How does experimentation differentiate between different countries, and how important is it to liaise with experimentation teams in USA and Europe?
A Webtrends Optimize guest blog
Having been in the industry for 20+ years, operating globally, we’ve seen countries both adopt experimentation, and progress with maturity at different levels.
There are of course exceptions – every country has very technically advanced companies. For example, we recently spoke to an internally-operating business based out of Malaysia with amongst the most advanced aspirations we’ve seen from any company we’ve spoken to.
Nevertheless, we often see that as countries first adopt experimentation as a practice, and then as they ramp-up in the advanced aspects of the discipline, most people follow a similar journey.
Similarly, we see this within given markets across both companies who are fairly new to experimentation and those who’ve been doing it for a long time.
Culture is related to the jobs market
At Webtrends Optimize, we’ve found that the desire to be risk-taking or bold, and the proficiency with which new technologies are adopted seem to go hand in hand with the jobs market.
In the MENA region, experimentation is still fairly young, and as such we’ve found businesses struggling comparatively more to make decisions, move quickly and be bold in proposed changes.
This was no different to the UK market 10 years ago, where convincing customers to step beyond testing headlines and button colours was a real challenge – although thankfully we’ve come a long way since then.
What we’re seeing more of right now in the UK for job roles and hires in experimentation is:
- More people are asking for senior/lead level roles
- More people are building entire teams for experimentation
- More hires come with 3-5 years of experience in CRO, Analytics or UX
Naturally, if you start to hire a lot of people who have seen the small, tactical tests yield very small results, they’re less likely to want to have that journey with you. Instead, they’ll be stronger advocates for running more advanced tests, based on thorough research, and looking for substantial change/improvement.
We saw this first in the UK, then a couple of years later in Europe, and a couple of years later in AU/NZ.
International collaboration aids testing velocity
Teams who run sophisticated programmes based on solid research know that running experiments at scale requires people and time. From research to design, prototyping, technical feasibility, build, QA and analysis – everything takes time.
The biggest advantage of co-operation with experimentation teams, when everyone is experienced, is shared insights and shared work.

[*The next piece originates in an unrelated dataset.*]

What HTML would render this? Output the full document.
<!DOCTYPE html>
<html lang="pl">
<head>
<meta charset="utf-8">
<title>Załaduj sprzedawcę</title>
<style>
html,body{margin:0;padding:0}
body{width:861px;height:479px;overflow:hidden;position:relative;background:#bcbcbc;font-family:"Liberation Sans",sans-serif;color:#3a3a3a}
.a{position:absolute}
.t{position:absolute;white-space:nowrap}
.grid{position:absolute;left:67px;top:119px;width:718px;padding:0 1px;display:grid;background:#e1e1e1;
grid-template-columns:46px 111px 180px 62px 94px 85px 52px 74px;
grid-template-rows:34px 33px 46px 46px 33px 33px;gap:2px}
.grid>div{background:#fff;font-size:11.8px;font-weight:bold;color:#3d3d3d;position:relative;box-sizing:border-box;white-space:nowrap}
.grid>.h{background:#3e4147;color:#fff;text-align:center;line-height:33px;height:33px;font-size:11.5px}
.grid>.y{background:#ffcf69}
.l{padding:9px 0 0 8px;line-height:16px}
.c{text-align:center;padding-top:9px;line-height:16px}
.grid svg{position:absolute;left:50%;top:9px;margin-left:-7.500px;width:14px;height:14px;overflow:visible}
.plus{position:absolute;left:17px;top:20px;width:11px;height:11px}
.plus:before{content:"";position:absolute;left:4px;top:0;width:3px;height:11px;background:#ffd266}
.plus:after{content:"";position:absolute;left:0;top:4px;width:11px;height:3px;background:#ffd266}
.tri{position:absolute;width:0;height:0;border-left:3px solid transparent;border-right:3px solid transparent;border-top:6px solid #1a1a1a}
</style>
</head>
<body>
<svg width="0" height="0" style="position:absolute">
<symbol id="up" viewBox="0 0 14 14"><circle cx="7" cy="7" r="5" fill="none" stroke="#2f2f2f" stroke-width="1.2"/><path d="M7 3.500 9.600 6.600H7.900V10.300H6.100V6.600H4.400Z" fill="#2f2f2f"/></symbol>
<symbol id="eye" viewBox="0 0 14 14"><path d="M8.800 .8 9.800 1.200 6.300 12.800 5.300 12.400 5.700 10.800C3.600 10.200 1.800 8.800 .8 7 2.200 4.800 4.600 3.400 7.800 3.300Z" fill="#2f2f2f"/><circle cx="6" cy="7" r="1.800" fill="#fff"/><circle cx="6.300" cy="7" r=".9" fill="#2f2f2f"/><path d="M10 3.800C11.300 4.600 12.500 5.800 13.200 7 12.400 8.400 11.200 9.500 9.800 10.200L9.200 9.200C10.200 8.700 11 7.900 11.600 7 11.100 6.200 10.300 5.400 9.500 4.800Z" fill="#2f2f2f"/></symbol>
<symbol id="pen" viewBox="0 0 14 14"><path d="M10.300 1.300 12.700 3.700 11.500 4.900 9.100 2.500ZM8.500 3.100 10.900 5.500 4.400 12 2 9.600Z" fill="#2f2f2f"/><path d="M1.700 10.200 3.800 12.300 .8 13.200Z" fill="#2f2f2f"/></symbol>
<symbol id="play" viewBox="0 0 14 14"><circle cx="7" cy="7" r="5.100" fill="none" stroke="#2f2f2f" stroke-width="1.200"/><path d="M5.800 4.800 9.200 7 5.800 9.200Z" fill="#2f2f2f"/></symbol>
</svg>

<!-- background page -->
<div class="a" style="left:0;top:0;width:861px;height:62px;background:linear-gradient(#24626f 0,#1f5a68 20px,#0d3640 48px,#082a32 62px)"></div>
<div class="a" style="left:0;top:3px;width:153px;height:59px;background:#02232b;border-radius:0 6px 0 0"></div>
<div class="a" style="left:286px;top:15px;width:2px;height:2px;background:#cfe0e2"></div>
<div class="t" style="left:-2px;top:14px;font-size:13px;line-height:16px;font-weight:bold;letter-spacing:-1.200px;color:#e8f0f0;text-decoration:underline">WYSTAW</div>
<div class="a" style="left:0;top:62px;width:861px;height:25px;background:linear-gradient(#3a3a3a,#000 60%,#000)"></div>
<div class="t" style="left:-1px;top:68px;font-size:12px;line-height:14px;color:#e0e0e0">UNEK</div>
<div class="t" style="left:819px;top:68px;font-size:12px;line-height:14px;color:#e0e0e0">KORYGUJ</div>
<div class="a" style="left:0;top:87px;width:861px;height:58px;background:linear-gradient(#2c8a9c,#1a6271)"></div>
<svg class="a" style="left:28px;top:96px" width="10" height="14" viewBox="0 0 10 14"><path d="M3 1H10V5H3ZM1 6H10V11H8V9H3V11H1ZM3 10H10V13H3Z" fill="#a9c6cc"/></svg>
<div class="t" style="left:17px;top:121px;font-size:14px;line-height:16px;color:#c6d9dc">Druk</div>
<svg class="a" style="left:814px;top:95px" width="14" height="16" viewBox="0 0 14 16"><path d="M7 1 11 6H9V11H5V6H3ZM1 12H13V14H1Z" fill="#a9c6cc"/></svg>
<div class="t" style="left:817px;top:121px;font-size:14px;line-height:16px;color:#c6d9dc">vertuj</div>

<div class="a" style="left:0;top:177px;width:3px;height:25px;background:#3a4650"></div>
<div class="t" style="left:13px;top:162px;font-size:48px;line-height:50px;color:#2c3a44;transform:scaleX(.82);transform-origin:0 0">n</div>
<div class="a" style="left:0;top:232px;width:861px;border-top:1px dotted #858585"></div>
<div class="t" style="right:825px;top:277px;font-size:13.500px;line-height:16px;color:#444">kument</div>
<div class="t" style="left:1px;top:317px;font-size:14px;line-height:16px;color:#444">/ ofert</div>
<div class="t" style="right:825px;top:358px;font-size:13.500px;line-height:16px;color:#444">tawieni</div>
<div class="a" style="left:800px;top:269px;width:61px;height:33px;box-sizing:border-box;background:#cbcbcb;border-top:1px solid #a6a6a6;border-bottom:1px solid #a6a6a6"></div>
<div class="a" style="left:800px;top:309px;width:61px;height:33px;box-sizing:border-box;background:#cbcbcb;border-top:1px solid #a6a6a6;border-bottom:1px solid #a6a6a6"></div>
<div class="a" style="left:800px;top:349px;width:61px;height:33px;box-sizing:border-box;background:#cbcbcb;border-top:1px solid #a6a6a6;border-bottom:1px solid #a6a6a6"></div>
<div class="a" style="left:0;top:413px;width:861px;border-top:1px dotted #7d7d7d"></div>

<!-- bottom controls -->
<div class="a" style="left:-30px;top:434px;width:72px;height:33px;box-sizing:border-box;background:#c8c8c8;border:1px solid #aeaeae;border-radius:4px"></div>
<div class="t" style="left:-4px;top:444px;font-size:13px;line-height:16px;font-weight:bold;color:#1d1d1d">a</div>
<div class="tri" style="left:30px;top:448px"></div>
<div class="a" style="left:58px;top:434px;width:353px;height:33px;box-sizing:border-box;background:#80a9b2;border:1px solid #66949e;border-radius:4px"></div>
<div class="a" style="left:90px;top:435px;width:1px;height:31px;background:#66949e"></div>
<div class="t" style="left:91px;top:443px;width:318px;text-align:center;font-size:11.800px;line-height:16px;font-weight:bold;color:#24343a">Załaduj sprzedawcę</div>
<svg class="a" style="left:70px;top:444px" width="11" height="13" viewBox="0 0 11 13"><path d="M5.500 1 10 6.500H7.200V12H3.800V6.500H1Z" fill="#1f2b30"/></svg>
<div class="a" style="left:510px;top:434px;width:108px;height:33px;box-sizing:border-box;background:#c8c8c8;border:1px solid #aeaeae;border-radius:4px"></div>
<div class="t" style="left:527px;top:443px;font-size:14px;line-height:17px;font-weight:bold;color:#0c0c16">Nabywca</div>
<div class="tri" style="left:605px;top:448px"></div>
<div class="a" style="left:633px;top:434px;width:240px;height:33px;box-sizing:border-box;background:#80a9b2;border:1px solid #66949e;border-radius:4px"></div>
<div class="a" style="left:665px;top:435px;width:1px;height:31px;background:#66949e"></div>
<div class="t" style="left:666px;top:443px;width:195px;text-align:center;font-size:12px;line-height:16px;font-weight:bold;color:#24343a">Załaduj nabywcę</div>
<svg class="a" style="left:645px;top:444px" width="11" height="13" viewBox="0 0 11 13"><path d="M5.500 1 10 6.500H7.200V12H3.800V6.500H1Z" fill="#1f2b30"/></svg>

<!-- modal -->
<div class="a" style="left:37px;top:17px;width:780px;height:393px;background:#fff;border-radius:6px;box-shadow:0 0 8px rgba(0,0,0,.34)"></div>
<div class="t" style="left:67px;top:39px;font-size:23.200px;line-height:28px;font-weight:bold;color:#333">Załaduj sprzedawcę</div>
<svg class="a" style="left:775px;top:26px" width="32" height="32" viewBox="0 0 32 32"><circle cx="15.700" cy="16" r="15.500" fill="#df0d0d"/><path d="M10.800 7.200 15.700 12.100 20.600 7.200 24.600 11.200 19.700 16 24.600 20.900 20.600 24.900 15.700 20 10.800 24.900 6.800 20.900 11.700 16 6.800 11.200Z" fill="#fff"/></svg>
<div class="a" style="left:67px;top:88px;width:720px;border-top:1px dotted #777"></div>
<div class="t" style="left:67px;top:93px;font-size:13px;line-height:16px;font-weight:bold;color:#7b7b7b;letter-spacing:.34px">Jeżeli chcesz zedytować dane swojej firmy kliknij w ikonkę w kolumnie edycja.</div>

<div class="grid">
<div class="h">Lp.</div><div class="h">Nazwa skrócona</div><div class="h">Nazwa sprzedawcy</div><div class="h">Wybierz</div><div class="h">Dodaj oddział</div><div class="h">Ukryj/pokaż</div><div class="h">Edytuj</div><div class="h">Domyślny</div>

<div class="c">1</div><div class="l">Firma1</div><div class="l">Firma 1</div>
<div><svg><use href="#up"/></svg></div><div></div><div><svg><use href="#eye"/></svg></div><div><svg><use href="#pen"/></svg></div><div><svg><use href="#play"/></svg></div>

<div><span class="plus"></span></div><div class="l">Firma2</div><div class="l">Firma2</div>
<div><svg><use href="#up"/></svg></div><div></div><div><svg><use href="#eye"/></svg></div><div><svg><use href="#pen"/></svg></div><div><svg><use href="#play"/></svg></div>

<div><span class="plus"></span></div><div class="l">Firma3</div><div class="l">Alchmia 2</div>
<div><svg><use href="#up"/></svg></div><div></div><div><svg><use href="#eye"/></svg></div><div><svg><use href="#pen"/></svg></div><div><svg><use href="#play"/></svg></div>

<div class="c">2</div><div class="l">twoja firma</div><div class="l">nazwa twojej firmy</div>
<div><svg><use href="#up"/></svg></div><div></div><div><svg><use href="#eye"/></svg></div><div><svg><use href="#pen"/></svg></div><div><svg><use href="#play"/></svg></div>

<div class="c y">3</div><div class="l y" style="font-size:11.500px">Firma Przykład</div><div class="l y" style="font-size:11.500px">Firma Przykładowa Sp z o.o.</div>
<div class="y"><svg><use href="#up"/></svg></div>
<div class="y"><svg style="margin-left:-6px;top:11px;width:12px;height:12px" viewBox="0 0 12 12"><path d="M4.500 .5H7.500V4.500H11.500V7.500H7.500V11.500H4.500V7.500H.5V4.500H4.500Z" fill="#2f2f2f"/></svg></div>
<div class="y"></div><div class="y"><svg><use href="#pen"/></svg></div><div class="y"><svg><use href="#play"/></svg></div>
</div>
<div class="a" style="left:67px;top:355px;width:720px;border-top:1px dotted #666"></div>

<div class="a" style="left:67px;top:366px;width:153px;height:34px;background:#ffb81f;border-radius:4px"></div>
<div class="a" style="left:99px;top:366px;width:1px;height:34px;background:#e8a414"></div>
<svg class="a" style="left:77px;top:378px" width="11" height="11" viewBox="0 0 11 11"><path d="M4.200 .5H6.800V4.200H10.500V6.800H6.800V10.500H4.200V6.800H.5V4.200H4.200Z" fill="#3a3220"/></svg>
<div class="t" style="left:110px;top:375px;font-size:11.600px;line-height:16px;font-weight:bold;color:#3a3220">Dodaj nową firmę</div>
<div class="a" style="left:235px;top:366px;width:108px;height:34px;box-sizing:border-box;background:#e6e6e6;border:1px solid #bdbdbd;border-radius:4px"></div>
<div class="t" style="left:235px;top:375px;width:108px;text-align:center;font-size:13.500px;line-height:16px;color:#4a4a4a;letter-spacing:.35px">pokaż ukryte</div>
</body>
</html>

Developers have been doing this right for many years – they don’t write code that someone else has already struggled with and put together – they take an open-source library and just apply it to their situation.
Within the same company, international collaboration facilitates the same level of velocity.
Apply their research to your market
The beauty of a shared brand
When working with different markets for the same brand, we find that usually:
- The website is on the same codebase
- The branding is the same everywhere
Let’s say the UK team has been experimenting with a new items-list area on the Basket page. This has already been designed, is on-brand, and has been coded to work with the same codebase that everyone else uses.
There may be some things that need to change, but from our experience it’s usually micro-copy, not layout. This could be a 30-minute change, where the initial build took 2 weeks.
If the UK team offers this to other markets (US, Europe), you’ve just saved them an incredible amount of effort, failure, QA bugs and gotchas, etc.
A 30-minute conversation or a month to do it yourself?
What would you prefer? A 30-minute conversation where each person does a run-through of what they’ve tested and what they found that was interesting, or a month in a silo doing this all yourself?
These things require structure, and quite often this is the reason why international teams don’t collaborate as often or as well as they can, but modern tooling makes this easier.
If you can pick up tools designed to document what you’re doing and what you’ve found, and if everyone does this, you should be able to all use everyone’s work to accelerate your own advancement.
It’s by no means easy – we’ve seen large enterprises with multiple teams and experimentation embedded into their product tribes, who don’t communicate with each other and don’t share findings, let alone people who are geographically distant.
Modern tooling though – Slack/Teams/Zoom, or async-working in JIRA etc., should all help make this possible.
The power of “we”
Consider the advantage of international collaboration from both angles and accommodating for differences in experience across countries.
If you’re the most experienced person in the group, you get more hands doing research, design and development that in all likelihood you can repurpose. The throughput is typically the struggle on the upper-end, and so that’s a great benefit.
If you then have less-experienced teams in, for example, the US, they get to accelerate their own knowledge, practices, and growth potential by learning from you.
Imagine in your early years, having someone drop a good system for documenting your findings, strong practices with Github, guidance on why Webtrends Optimize is the best platform in the world, and what you should be looking for when you hire new people.
The same experience that took you 5 years to acquire, shared with you over a few months from someone you can trust to guide you.
This level of co-operation is truly invaluable.